17 October 1980
Wesley McNair
Box 43
North Sutton, NH 03260
Dear Wes,
Good to hear from you. I fully understand your wish
to leave Colby-Sawyer. I think you may have picked a very
difficult time to move. Do not burn any bridges! …I do
not mean that you should not be looking, and my recommendation
will go out today.
Still, I have a number of observations. I suspect that
most other places would be no more stimulating then Colby-Sawyer.
Colby-Sawyer has a pleasing sort of faculty. You would have
better students at many other places – but of course you would
virtually never, in twenty years of teaching, have what we
might reasonably call a “good poet.” And you would surround
yourself with a whole lot of bogus professionalism, the wretched
hustlers of the academy – who prevail at Dartmouth, Michigan,
Arizona State, etc.… But not nearly so much at Colby-Sawyer.

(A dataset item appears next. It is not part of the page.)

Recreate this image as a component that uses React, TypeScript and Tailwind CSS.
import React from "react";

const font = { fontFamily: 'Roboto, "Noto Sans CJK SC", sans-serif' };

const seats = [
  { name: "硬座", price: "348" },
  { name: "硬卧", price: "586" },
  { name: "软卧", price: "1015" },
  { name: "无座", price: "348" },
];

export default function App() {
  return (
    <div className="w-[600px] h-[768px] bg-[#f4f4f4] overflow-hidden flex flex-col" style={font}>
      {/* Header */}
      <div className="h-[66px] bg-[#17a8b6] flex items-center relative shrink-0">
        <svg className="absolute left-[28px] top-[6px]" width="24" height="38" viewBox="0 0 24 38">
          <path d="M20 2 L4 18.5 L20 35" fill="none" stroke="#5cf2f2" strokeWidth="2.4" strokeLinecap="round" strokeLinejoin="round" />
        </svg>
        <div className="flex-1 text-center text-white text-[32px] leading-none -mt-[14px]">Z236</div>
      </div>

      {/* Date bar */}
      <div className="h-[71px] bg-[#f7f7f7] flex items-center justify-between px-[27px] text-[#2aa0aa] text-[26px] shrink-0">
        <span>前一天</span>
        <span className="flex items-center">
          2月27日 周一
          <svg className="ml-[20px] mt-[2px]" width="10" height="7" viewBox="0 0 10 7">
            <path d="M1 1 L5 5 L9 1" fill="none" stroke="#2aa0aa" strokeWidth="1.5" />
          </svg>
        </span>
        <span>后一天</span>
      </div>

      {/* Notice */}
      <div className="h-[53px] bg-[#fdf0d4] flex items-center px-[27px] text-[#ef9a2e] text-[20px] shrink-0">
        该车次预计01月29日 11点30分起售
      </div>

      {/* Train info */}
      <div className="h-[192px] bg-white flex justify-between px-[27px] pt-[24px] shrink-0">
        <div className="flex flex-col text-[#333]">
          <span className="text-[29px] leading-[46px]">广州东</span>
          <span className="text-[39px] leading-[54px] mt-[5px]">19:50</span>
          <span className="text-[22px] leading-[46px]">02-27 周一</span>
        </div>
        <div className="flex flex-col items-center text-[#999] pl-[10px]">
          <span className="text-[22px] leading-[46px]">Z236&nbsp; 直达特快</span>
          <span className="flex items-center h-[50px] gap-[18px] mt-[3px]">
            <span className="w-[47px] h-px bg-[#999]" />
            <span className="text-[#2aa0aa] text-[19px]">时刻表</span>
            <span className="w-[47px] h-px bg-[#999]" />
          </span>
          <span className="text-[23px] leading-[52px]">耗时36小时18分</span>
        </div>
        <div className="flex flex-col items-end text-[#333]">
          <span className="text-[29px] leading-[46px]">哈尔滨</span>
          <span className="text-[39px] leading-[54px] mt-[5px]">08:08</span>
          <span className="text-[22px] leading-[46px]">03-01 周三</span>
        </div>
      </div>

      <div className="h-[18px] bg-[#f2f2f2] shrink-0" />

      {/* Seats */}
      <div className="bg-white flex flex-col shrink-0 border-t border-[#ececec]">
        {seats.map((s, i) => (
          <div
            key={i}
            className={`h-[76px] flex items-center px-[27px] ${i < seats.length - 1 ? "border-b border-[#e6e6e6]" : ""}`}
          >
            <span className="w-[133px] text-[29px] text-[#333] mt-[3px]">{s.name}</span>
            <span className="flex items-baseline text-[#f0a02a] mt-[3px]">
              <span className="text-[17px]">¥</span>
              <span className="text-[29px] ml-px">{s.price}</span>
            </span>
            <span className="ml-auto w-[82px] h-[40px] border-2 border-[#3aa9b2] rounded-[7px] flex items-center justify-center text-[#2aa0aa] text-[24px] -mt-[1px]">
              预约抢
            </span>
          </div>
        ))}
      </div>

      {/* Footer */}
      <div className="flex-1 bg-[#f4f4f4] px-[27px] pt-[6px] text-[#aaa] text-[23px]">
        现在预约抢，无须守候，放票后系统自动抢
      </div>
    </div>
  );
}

Second, it is well known that it is virtually impossible
to get a job in writing right now, unless you have three or
four books, and preferably a Pulitzer Prize. I am almost
serious. Everybody looking for work now has an M.F.A. I
don’t think you need an M.F.A.! I don’t think an M.F.A. means
anything. But probably it means something to Deans.

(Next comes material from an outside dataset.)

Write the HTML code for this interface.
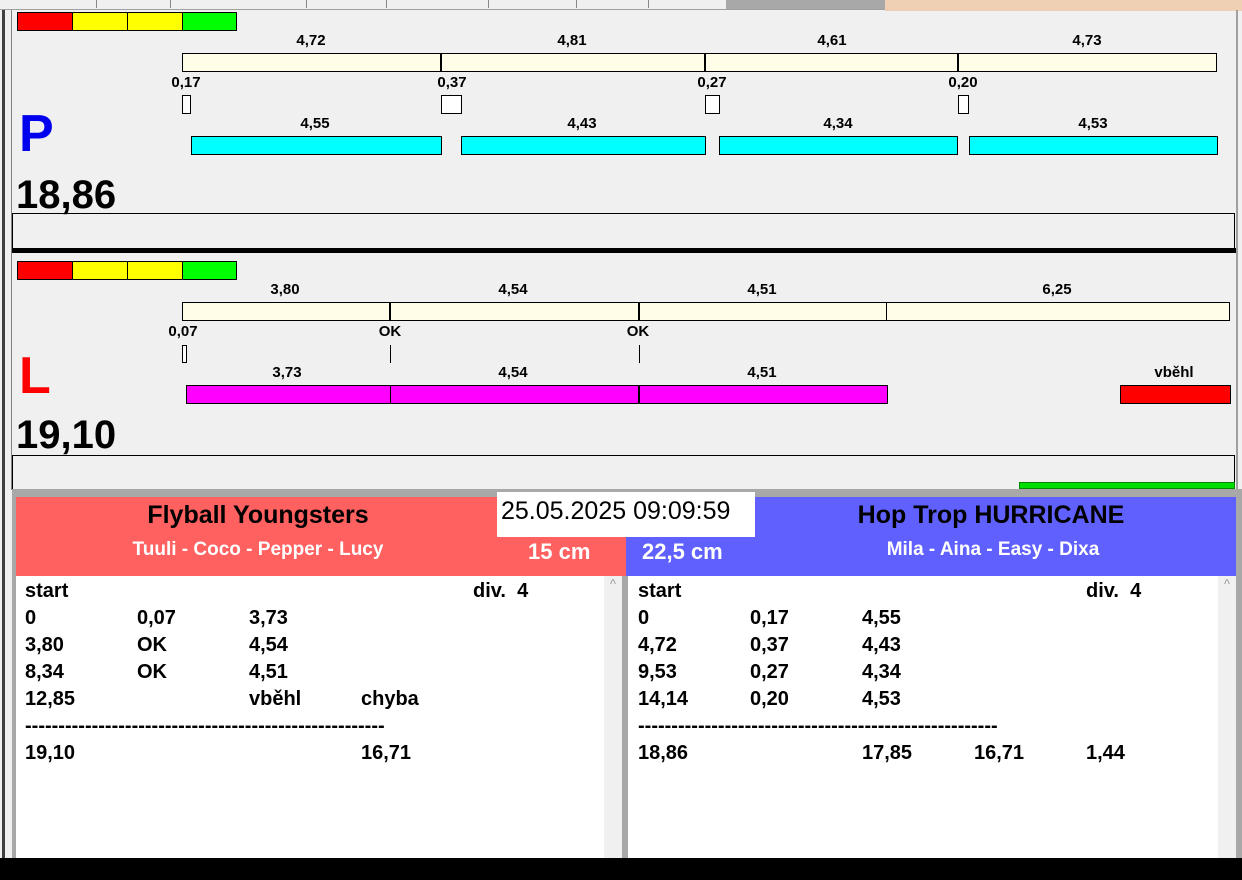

And then, because there are so many small presses and
small publishers, lots of people apply for jobs saying that
they have published nine books, seven, thirteen… And in a
sense they have.
There are also good people, with books, with M.F.A.’s,
looking for work. It is really a terrible time. It is also
a terrible time in mathematics, physics, etc. But creative
writing is one of the worst areas right now, because of the
frantic overproduction of M.F.A.’s in the last fifteen years.

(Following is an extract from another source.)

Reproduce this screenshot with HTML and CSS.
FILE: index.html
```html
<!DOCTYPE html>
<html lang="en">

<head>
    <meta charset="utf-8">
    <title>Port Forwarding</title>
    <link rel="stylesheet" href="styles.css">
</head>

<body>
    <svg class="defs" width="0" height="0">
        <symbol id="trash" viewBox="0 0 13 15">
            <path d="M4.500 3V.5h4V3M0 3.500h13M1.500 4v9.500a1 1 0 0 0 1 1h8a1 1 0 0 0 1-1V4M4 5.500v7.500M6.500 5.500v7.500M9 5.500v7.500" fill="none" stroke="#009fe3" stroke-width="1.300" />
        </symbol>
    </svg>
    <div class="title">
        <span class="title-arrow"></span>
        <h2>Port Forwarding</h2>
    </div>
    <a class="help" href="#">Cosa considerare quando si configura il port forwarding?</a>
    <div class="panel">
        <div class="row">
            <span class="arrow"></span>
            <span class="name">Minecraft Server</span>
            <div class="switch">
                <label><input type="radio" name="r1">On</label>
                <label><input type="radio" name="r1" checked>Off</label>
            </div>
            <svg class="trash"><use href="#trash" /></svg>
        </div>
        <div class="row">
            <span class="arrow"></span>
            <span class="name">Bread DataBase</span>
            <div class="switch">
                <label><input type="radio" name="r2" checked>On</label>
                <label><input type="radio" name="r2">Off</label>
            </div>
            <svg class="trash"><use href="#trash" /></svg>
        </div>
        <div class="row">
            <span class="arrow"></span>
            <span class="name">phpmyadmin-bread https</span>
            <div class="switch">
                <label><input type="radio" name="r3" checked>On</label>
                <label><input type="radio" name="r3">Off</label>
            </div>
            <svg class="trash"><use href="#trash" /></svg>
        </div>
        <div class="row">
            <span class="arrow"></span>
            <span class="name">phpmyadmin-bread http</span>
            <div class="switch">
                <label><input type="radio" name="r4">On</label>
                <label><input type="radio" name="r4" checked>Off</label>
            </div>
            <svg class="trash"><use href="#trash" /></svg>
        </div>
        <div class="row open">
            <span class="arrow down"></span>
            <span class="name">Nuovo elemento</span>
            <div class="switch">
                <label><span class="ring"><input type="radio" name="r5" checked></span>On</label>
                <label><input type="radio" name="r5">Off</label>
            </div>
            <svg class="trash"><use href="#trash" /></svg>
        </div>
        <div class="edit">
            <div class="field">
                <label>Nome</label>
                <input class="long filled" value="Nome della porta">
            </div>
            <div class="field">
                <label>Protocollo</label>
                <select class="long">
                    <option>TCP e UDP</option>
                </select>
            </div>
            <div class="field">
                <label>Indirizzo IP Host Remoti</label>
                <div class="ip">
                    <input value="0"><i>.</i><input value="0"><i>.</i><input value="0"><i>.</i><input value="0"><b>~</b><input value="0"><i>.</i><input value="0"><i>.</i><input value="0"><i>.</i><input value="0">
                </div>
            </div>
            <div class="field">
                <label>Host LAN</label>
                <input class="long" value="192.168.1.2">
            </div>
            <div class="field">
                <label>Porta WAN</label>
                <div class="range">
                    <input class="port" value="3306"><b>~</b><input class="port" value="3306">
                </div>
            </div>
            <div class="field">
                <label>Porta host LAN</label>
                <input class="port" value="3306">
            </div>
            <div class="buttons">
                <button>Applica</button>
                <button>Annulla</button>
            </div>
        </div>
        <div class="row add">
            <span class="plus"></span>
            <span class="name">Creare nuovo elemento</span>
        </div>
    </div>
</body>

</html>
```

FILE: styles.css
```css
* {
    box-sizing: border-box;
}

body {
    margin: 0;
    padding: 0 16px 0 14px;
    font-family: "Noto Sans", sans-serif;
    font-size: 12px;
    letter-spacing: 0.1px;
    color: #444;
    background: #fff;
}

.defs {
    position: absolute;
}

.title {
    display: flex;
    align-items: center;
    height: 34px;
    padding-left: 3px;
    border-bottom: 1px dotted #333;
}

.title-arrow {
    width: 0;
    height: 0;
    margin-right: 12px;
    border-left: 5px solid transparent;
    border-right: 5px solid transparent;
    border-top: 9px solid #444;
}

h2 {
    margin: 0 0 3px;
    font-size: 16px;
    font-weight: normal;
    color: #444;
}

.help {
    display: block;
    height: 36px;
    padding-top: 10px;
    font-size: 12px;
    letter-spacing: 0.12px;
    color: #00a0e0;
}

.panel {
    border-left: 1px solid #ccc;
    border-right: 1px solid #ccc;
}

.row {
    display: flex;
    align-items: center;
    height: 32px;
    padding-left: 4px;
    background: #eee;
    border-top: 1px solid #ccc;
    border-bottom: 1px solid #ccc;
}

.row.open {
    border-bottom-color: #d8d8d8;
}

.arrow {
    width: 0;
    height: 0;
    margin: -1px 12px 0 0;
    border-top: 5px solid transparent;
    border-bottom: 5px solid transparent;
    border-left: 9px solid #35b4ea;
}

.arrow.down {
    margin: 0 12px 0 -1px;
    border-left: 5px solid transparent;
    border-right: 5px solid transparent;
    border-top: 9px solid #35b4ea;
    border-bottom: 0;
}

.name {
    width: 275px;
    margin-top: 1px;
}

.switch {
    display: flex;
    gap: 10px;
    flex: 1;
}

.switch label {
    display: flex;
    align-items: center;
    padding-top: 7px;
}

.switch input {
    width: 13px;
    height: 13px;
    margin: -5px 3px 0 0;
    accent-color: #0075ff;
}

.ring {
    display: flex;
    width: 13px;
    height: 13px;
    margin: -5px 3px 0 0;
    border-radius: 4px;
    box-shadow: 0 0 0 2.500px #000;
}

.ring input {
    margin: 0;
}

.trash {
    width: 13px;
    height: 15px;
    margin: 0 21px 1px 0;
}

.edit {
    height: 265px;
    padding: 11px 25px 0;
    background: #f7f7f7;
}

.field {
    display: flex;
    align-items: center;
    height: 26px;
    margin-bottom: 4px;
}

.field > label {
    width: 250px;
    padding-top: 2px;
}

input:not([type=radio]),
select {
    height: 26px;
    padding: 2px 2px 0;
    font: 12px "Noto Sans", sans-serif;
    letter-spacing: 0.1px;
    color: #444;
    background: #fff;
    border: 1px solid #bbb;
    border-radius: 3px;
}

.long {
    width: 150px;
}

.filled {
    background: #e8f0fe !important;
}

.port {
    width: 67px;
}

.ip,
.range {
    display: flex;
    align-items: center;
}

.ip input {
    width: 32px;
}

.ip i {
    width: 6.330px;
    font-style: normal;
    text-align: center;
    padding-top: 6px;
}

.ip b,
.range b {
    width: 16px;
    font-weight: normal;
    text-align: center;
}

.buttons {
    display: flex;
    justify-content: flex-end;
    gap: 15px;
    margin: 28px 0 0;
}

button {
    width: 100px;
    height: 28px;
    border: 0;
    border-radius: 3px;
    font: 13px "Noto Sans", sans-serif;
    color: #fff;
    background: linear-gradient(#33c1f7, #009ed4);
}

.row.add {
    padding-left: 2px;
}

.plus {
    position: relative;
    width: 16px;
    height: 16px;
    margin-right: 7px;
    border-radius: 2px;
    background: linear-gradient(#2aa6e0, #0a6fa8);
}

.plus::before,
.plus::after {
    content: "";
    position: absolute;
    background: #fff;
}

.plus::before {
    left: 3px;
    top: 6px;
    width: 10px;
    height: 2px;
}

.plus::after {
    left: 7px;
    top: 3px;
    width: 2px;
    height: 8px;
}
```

Third, or fourth or whatever it is…do try, if you are
looking for a new job, to get something that includes the
teaching of literature. The swamp of the creative writing
industry, in this country, consists mainly of illiterate
lizards who cannot teach literature at all because they
haven’t read anything. To be isolated with them in a “creative
writing department” is a fate worse than teaching in a room full
of sub-literate young ladies, which is what you are used to.
2/
[X] I was at Arizona State last autumn and I think it is
in the swamp all right. Still, anything might be welcome
relief, and a good change, so I would not try to argue with
you about taking the job if you’ve got it. But I suspect
that there will be two or three hundred applications for it,
and that most of them will list books, and that some of them
will really have published two, three, or four books.
I am being discouraging! I don’t want you to expect
too much… But I am not trying to get you not to try –
much as I would prefer it if you stayed in North Sutton!
That is nice news about the Magazine Verse book. Jane
had a letter from them too. In the letter to her, the man
offered no money at all. Did he offer any to you? She is
going to ask him for some. And then if he won’t give her
any, she will probably let him have it for free.
I have learned to ask: does the ink-manufacturer donate
the ink? Does the paper-manufacturer donate the paper? Is
there absolutely no sum whatsoever to the secretaries typing
these letters? To the editor himself?
There will be more poems in more places before very
long, I do believe. Peter Davison wrote a very sweet letter
of rejection – and I would predict that he would take something
within a year. I don’t suppose I should make such predictions!
But I wouldn’t be surprised…
Oh my goodness, the foliage is fantastic.